Steve Stearns is the Edward P. Bass Professor of Ecology and Evolutionary Biology at Yale University. Over the ten years that he taught Principles of Evolution, Ecology, and Behavior at Yale, he introduced roughly a thousand Yale undergraduates to evolutionary biology and its consequences. The grandson of a Methodist minister and raised in the Congregational Church, he preserves a broad interest in the religions of the world because of the insights they give into the human condition. The two texts to which he most often returns are the Mahabharata and Chuang Tzu. He recalls the Dhammapada with affection but last read it in its entirety more than twenty years ago. He has read the Christian Bible from cover to cover, parts of it many times.
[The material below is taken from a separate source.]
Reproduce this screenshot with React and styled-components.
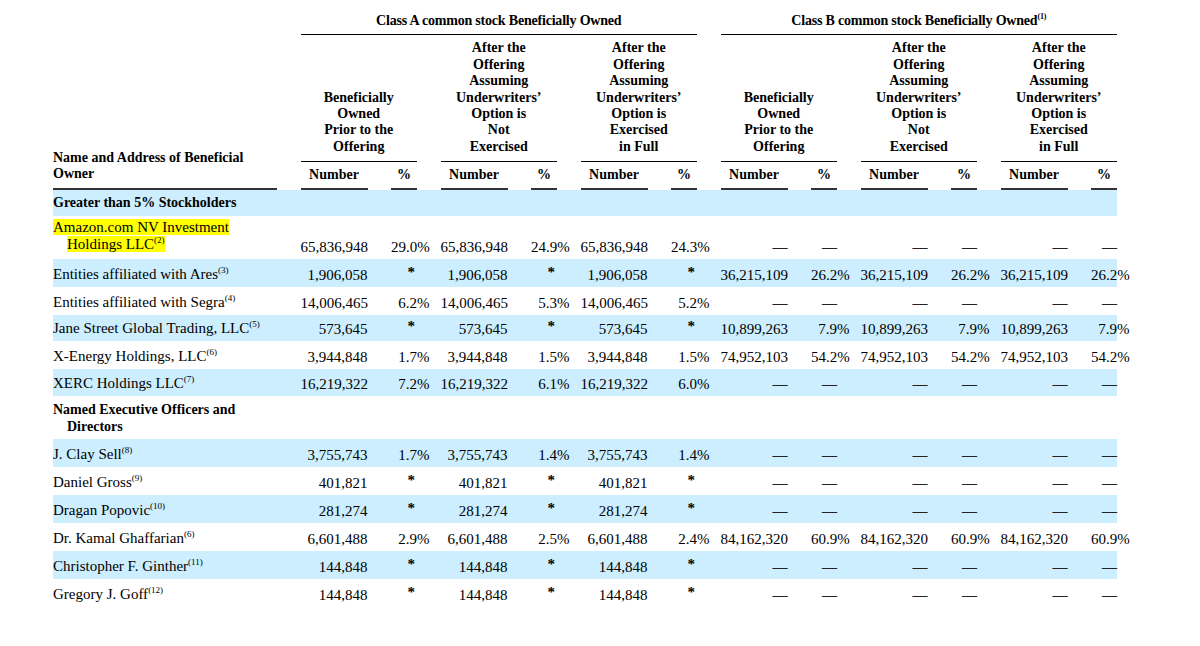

He has dipped into the Koran but has by no means mastered it. The same can be said of his acquaintance with De rerum natura, which he knows less well than he does Homer and Gibbon. He is familiar with Shakespeare’s major plays and has written on evolutionary biology as a context in which to interpret King Lear. His scientific reputation is based on his contributions to life history evolution, to evolutionary medicine, and to his role in building institutions, including the European Society for Evolutionary Biology, the Tropical Biology Association, and the Foundation for Evolution, Medicine, and Public Health, and in founding two journals, the Journal of Evolutionary Biology and Evolution, Medicine, and Public Health. In 2011 he was awarded the DeVane Medal for distinction in undergraduate teaching.